%%

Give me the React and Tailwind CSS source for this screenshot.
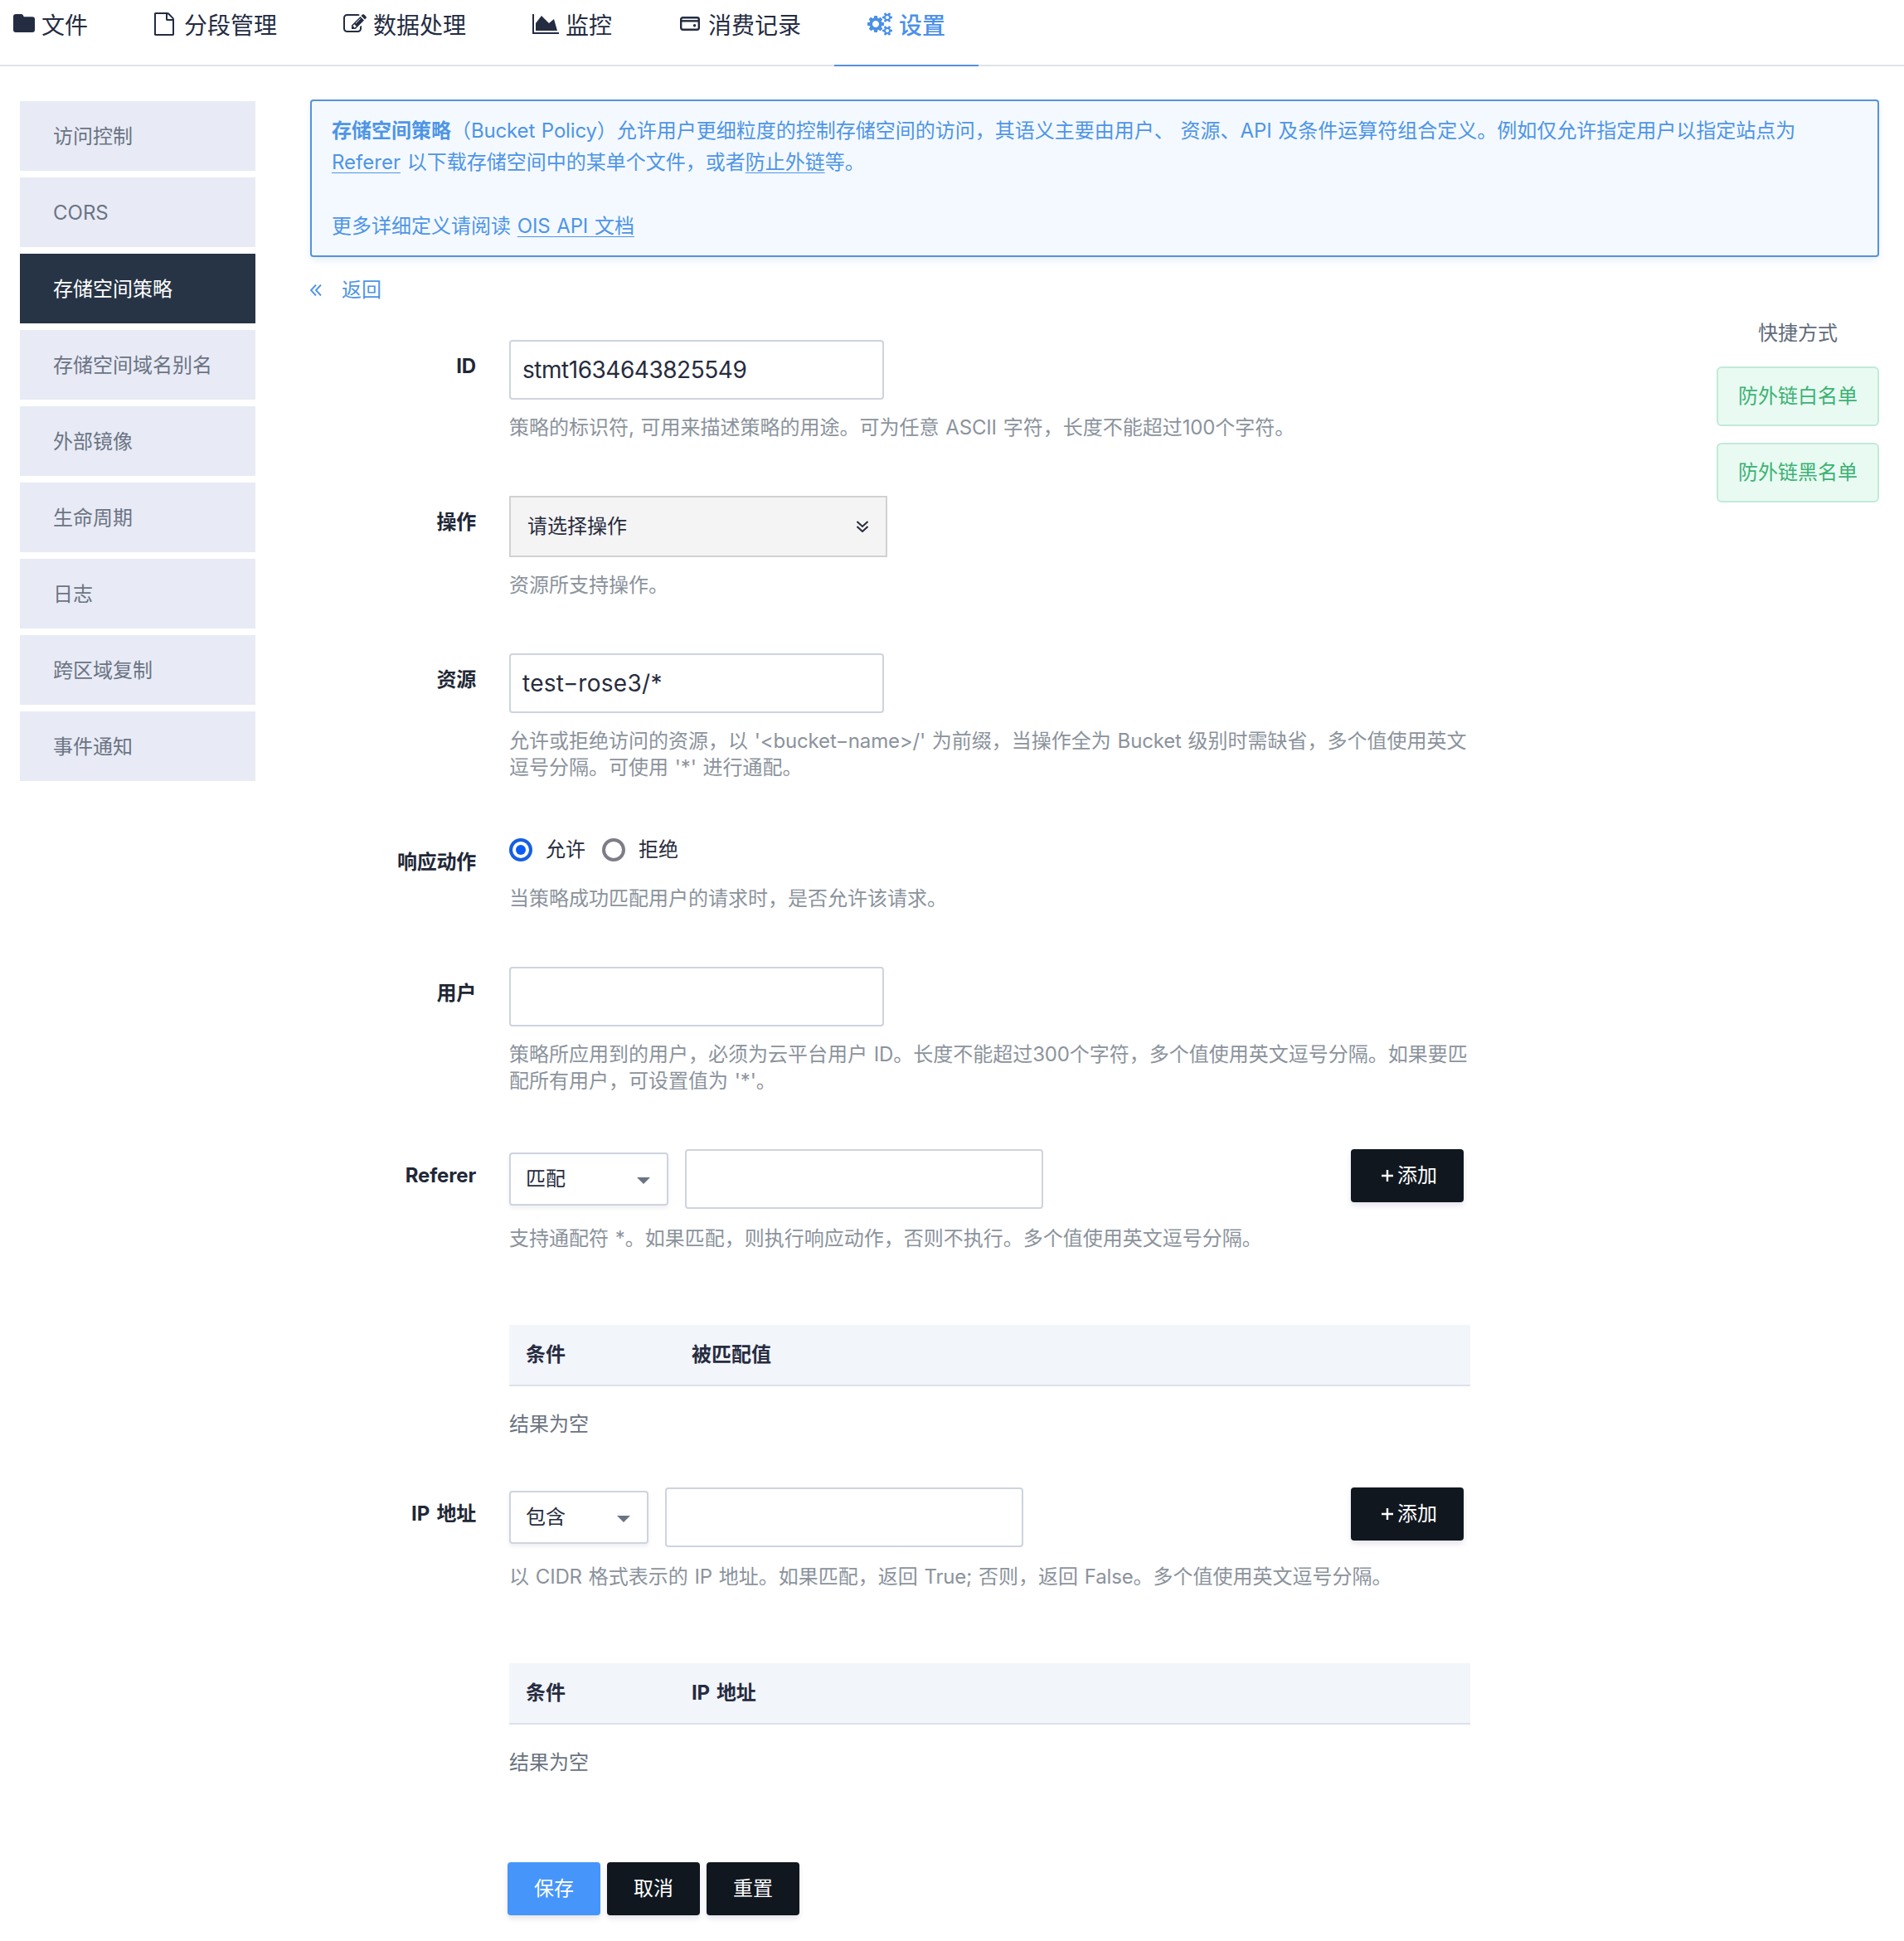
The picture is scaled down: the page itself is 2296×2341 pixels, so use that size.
const LATIN = /([\x20-\x7e]+)/;

/* Long hyphen, as wide as the lower-case letters beside it. */
function Latin({ children }) {
  return children.split(/(-)/).map((part, i) =>
    part === "-" ? (
      <span key={i} className="mx-[0.07em] inline-block scale-x-140">-</span>
    ) : (
      part
    )
  );
}

function T({ children }) {
  return children.split(LATIN).map((part, i) =>
    i % 2 ? (
      <span key={i} className="tracking-[-0.007em] [word-spacing:0.05em]"><Latin>{part}</Latin></span>
    ) : (
      part
    )
  );
}

function Glyph({ viewBox, d, className }) {
  return (
    <svg viewBox={viewBox} fill="currentColor" className={className}>
      <path d={d} />
    </svg>
  );
}

const icons = {
  folder: "M3 0h6.500q1.600 0 2.300 1.300l1 1.900H23q3 0 3 3V19q0 3-3 3H3q-3 0-3-3V3q0-3 3-3z",
  file: "M1596 380q28 28 48 76t20 88v1152q0 40-28 68t-68 28H224q-40 0-68-28t-28-68V96q0-40 28-68t68-28h896q40 0 88 20t76 48zm-444-244v376h376q-10-29-22-41l-313-313q-12-12-41-22zm384 1528V640h-416q-40 0-68-28t-28-68V128H256v1536z",
  edit: "M888 1184l116-116-152-152-116 116v56h96v96h56zm440-720q-16-16-33 1l-350 350q-17 17-1 33t33-1l350-350q17-17 1-33zm80 594v190q0 119-84.5 203.5t-203.5 84.5h-832q-119 0-203.5-84.5t-84.5-203.5v-832q0-119 84.5-203.5t203.5-84.5h832q63 0 117 25 15 7 18 23 3 17-9 29l-49 49q-14 14-32 8-23-6-45-6h-832q-66 0-113 47t-47 113v832q0 66 47 113t113 47h832q66 0 113-47t47-113v-126q0-13 9-22l64-64q15-15 35-7t20 29zm-96-738l288 288-672 672h-288v-288zm444 132l-92 92-288-288 92-92q28-28 68-28t68 28l152 152q28 28 28 68t-28 68z",
  chart: "M2048 1536v128H0V128h128v1408h1920zM1664 512l256 896H256V832l448-576 576 576z",
  cogs: "M896 896q0-106-75-181t-181-75-181 75-75 181 75 181 181 75 181-75 75-181zm768 512q0-52-38-90t-90-38-90 38-38 90q0 53 37.5 90.5t90.5 37.5 90.5-37.5 37.5-90.5zm0-1024q0-52-38-90t-90-38-90 38-38 90q0 53 37.5 90.5t90.5 37.5 90.5-37.5 37.5-90.5zm-384 421v185q0 10-7 19.5t-16 10.5l-155 24q-11 35-32 76 34 48 90 115 7 11 7 20 0 12-7 19-23 30-82.5 89.5t-78.5 59.5q-11 0-21-7l-115-90q-37 19-77 31-11 108-23 155-7 24-30 24h-186q-11 0-20-7.5t-10-17.5l-23-153q-34-10-75-31l-118 89q-7 7-20 7-11 0-21-8-144-133-144-160 0-9 7-19 10-14 41-53t47-61q-23-44-35-82l-152-24q-10-1-17-9.5t-7-19.5v-185q0-10 7-19.5t16-10.5l155-24q11-35 32-76-34-48-90-115-7-11-7-20 0-12 7-20 22-30 82-89t79-59q11 0 21 7l115 90q34-18 77-32 11-108 23-154 7-24 30-24h186q11 0 20 7.5t10 17.5l23 153q34 10 75 31l118-89q8-7 20-7 11 0 21 8 144 133 144 160 0 8-7 19-12 16-42 54t-45 60q23 48 34 82l152 23q10 2 17 10.5t7 19.5zm640 533v140q0 16-149 31-12 27-30 52 51 113 51 138 0 4-4 7-122 71-124 71-8 0-46-47t-52-68q-20 2-30 2t-30-2q-14 21-52 68t-46 47q-2 0-124-71-4-3-4-7 0-25 51-138-18-25-30-52-149-15-149-31v-140q0-16 149-31 13-29 30-52-51-113-51-138 0-4 4-7 4-2 35-20t59-34 30-16q8 0 46 46.5t52 67.5q20-2 30-2t30 2q51-71 92-112l6-2q4 0 124 70 4 3 4 7 0 25-51 138 17 23 30 52 149 15 149 31zm0-1024v140q0 16-149 31-12 27-30 52 51 113 51 138 0 4-4 7-122 71-124 71-8 0-46-47t-52-68q-20 2-30 2t-30-2q-14 21-52 68t-46 47q-2 0-124-71-4-3-4-7 0-25 51-138-18-25-30-52-149-15-149-31v-140q0-16 149-31 13-29 30-52-51-113-51-138 0-4 4-7 4-2 35-20t59-34 30-16q8 0 46 46.5t52 67.5q20-2 30-2t30 2q51-71 92-112l6-2q4 0 124 70 4 3 4 7 0 25-51 138 17 23 30 52 149 15 149 31z",
};

function Wallet() {
  return (
    <svg viewBox="0 0 24 17" fill="none" stroke="currentColor" strokeWidth="2.4" className="mb-[3px] h-[17px] w-6">
      <rect x="1.2" y="1.2" width="21.6" height="14.6" rx="2.2" />
      <path d="M1.100 5.300h21.800" />
      <circle cx="17.600" cy="10.800" r="1.700" fill="currentColor" stroke="none" />
    </svg>
  );
}

const tabs = [
  { label: "文件", icon: <Glyph viewBox="0 0 26 22" d={icons.folder} className="mb-[5px] h-[22px] w-[26px]" />, box: "w-[146px] pl-4 gap-2" },
  { label: "分段管理", icon: <Glyph viewBox="128 0 1536 1792" d={icons.file} className="mb-[3px] h-7 w-6" />, box: "w-[228px] pl-10 gap-3" },
  { label: "数据处理", icon: <Glyph viewBox="0 128 1792 1536" d={icons.edit} className="mb-[3px] h-6 w-7" />, box: "w-[228px] pl-10 gap-2" },
  { label: "监控", icon: <Glyph viewBox="0 128 2048 1536" d={icons.chart} className="mb-[3px] h-6 w-8" />, box: "w-[176px] pl-10 gap-2" },
  { label: "消费记录", icon: <Wallet />, box: "w-[228px] pl-[42px] gap-2.5" },
  { label: "设置", active: true, icon: <Glyph viewBox="0 0 1920 1792" d={icons.cogs} className="mb-[3px] h-7 w-[30px]" />, box: "w-[174px] pl-10 gap-2" },
];

function Tabs() {
  return (
    <nav className="flex h-20 border-b-2 border-[#dde3e9] text-[28px] leading-[40px]">
      {tabs.map((t) => (
        <div
          key={t.label}
          className={`flex h-20 shrink-0 items-start whitespace-nowrap pt-2.5 ${t.box} ${t.active ? "border-b-2 border-[#5592dd] font-medium text-[#4a90e8]" : "text-[#242c42]"}`}
        >
          <span className="flex h-10 shrink-0 items-center">{t.icon}</span>
          <span className="pt-px">{t.label}</span>
        </div>
      ))}
    </nav>
  );
}

const sections = ["访问控制", "CORS", "存储空间策略", "存储空间域名别名", "外部镜像", "生命周期", "日志", "跨区域复制", "事件通知"];

function Sidebar() {
  return (
    <aside className="ml-6 mt-[42px] flex w-[284px] shrink-0 flex-col gap-2">
      {sections.map((s) => (
        <div
          key={s}
          className={`flex h-[84px] items-center pl-10 pt-0.5 ${s === "存储空间策略" ? "bg-[#273445] text-white" : "bg-[#e8ebf5] text-[#6b7484]"}`}
        >
          <span>{s}</span>
        </div>
      ))}
    </aside>
  );
}

const link = "underline decoration-1 underline-offset-[4px] [text-decoration-skip-ink:none]";

function Notice() {
  return (
    <div className="h-[190px] rounded border-2 border-[#5592dd] bg-[#f4f9ff] px-6 pt-[17px] leading-[38.4px] text-[#4e95e6] shadow-[0_4px_8px_rgba(60,120,200,0.12)]">
      <p className="whitespace-nowrap">
        <b className="font-bold">存储空间策略</b>
        <T>（Bucket Policy）允许用户更细粒度的控制存储空间的访问，其语义主要由用户、 资源、API 及条件运算符组合定义。例如仅允许指定用户以指定站点为</T>
      </p>
      <p>
        <a className={link}>Referer</a>
        <T> 以下载存储空间中的某单个文件，或者</T>
        <a className={link}>防止外链</a>等。
      </p>
      <br />
      <p>
        <T>更多详细定义请阅读 </T>
        <a className={link}><T>OIS API 文档</T></a>
      </p>
    </div>
  );
}

function Field({ label, labelClass = "pt-4", className, help, helpClass = "mt-[18px]", children }) {
  return (
    <div className={`flex ${className}`}>
      <div className={`w-[200px] shrink-0 text-right font-bold leading-8 tracking-[-0.01em] text-[#1f2837] [&_span]:[word-spacing:0.12em] ${labelClass}`}>
        <T>{label}</T>
      </div>
      <div className="ml-10 w-[1159px] shrink-0">
        {children}
        <div className={`leading-8 text-[#8b939c] ${helpClass}`}>
          {help.map((h) => (
            <p key={h} className="whitespace-nowrap"><T>{h}</T></p>
          ))}
        </div>
      </div>
    </div>
  );
}

function Input({ value = "", className = "w-[452px] tracking-[-0.017em]" }) {
  return (
    <div className={`flex h-[72px] items-center rounded border-2 border-[#ced4de] bg-white px-3.5 text-[28px] text-[#272c3d] ${className}`}>
      <span><Latin>{value}</Latin></span>
    </div>
  );
}

function Select({ value, className }) {
  return (
    <div className={`flex h-16 items-center justify-between rounded border-2 border-[#ced4de] bg-white pl-[18px] pr-5 text-[#272c3d] shadow-[0_3px_5px_rgba(40,50,80,0.08)] ${className}`}>
      {value}
      <svg viewBox="0 0 16 8" className="mt-1 h-2 w-4 fill-[#6b7484]"><path d="M0 0h16l-8 8z" /></svg>
    </div>
  );
}

function AddButton() {
  return (
    <button className="ml-auto mr-2 flex h-16 w-[136px] items-center gap-[5px] self-start rounded bg-[#10171f] pl-[37px] text-white shadow-[0_4px_6px_rgba(50,30,100,0.12)]">
      <svg viewBox="0 0 14 14" className="h-3.5 w-3.5" stroke="currentColor" strokeWidth="2.400"><path d="M0 7h14M7 0v14" /></svg>
      添加
    </button>
  );
}

function Radio({ on, children }) {
  return (
    <span className="flex items-center gap-4">
      <span className={`flex h-7 w-7 items-center justify-center rounded-full border-4 ${on ? "border-[#165fe0]" : "border-[#7f7c88]"}`}>
        {on && <span className="h-3 w-3 rounded-full bg-[#0a5cf5]" />}
      </span>
      {children}
    </span>
  );
}

function Table({ heads, className }) {
  return (
    <div className={`ml-[240px] w-[1159px] ${className}`}>
      <div className="flex h-[74px] items-center border-b-2 border-[#dce2ea] bg-[#f2f5fa] pl-5 font-bold text-[#272c41] [&_span]:[word-spacing:0.1em]">
        <span className="w-[200px]">{heads[0]}</span>
        <span><T>{heads[1]}</T></span>
      </div>
      <div className="mt-7 h-9 leading-9 text-[#69737f]">结果为空</div>
    </div>
  );
}

function Shortcuts() {
  return (
    <div className="ml-auto mt-4 flex w-[196px] flex-col items-center leading-8 text-[#626c7b]">
      快捷方式
      {["防外链白名单", "防外链黑名单"].map((s, i) => (
        <button
          key={s}
          className={`h-[72px] w-full rounded-md border-2 border-[#c0ebd8] bg-[#e9faf2] text-[#3bb273] ${i ? "mt-5" : "mt-6"}`}
        >
          {s}
        </button>
      ))}
    </div>
  );
}

export default function App() {
  return (
    <div className="h-[2341px] w-[2296px] overflow-hidden bg-white font-[Inter,'Noto_Sans_CJK_SC',sans-serif] text-[24px]">
      <Tabs />
      <div className="flex">
        <Sidebar />
        <main className="ml-[66px] mt-10 w-[1892px]">
          <Notice />
          <div className="mt-5 flex h-10 items-center gap-6 text-[#4e95e6]">
            <svg viewBox="0 0 14 14" fill="none" stroke="currentColor" strokeWidth="1.900" className="h-3.5 w-3.5"><path d="M7 .5 1 7l6 6.500M13 .5 7 7l6 6.500" /></svg>
            返回
          </div>
          <div className="flex">
            <div className="pt-10">
              <Field label="ID" help={["策略的标识符, 可用来描述策略的用途。可为任意 ASCII 字符，长度不能超过100个字符。"]}>
                <Input value="stmt1634643825549" />
              </Field>
              <Field className="mt-[66px]" label="操作" help={["资源所支持操作。"]}>
                <div className="flex h-[74px] w-[456px] items-center justify-between border-2 border-[#d2d2d2] bg-[#f4f4f4] pl-5 pr-[21px] text-[#272c3d]">
                  请选择操作
                  <svg viewBox="0 0 14 14" fill="none" stroke="currentColor" strokeWidth="2" className="h-3.5 w-3.5"><path d="M.5 1 7 7l6.500-6M.5 7 7 13l6.500-6" /></svg>
                </div>
              </Field>
              <Field className="mt-[66px]" label="资源" help={["允许或拒绝访问的资源，以 '<bucket-name>/' 为前缀，当操作全为 Bucket 级别时需缺省，多个值使用英文", "逗号分隔。可使用 '*' 进行通配。"]}>
                <Input value="test-rose3/*" className="w-[452px] tracking-[0.01em]" />
              </Field>
              <Field className="mt-16" label="响应动作" labelClass="pt-[18px]" helpClass="mt-6" help={["当策略成功匹配用户的请求时，是否允许该请求。"]}>
                <div className="flex h-[38px] items-center gap-5 text-[#272c3d]">
                  <Radio on>允许</Radio>
                  <Radio>拒绝</Radio>
                </div>
              </Field>
              <Field className="mt-[66px]" label="用户" help={["策略所应用到的用户，必须为云平台用户 ID。长度不能超过300个字符，多个值使用英文逗号分隔。如果要匹", "配所有用户，可设置值为 '*'。"]}>
                <Input />
              </Field>
              <Field className="mt-[66px]" label="Referer" helpClass="mt-5" help={["支持通配符 *。如果匹配，则执行响应动作，否则不执行。多个值使用英文逗号分隔。"]}>
                <div className="flex items-center gap-5">
                  <Select value="匹配" className="w-48" />
                  <Input className="w-[432px]" />
                  <AddButton />
                </div>
              </Field>
              <Table className="mt-[88px]" heads={["条件", "被匹配值"]} />
              <Field className="mt-[58px]" label="IP 地址" helpClass="mt-5" help={["以 CIDR 格式表示的 IP 地址。如果匹配，返回 True; 否则，返回 False。多个值使用英文逗号分隔。"]}>
                <div className="flex items-center gap-5">
                  <Select value="包含" className="w-[168px]" />
                  <Input className="w-[432px]" />
                  <AddButton />
                </div>
              </Field>
              <Table className="mt-[88px]" heads={["条件", "IP 地址"]} />
              <div className="ml-[238px] mt-[102px] flex gap-2">
                {["保存", "取消", "重置"].map((b, i) => (
                  <button
                    key={b}
                    className={`h-16 w-28 rounded text-white shadow-[0_4px_6px_rgba(50,30,100,0.12)] ${i ? "bg-[#10171f]" : "bg-[#4695fb]"}`}
                  >
                    {b}
                  </button>
                ))}
              </div>
            </div>
            <Shortcuts />
          </div>
        </main>
      </div>
    </div>
  );
}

%%

*THE REQUEST*
Only the lines from the top of the data through the line with "const LATIN = /([\x20-\x7e]+)/;" should be quoted, exactly and with both ends kept; skip the pictures.

*RESULT BELOW*
Give me the React and Tailwind CSS source for this screenshot.
The picture is scaled down: the page itself is 2296×2341 pixels, so use that size.
const LATIN = /([\x20-\x7e]+)/;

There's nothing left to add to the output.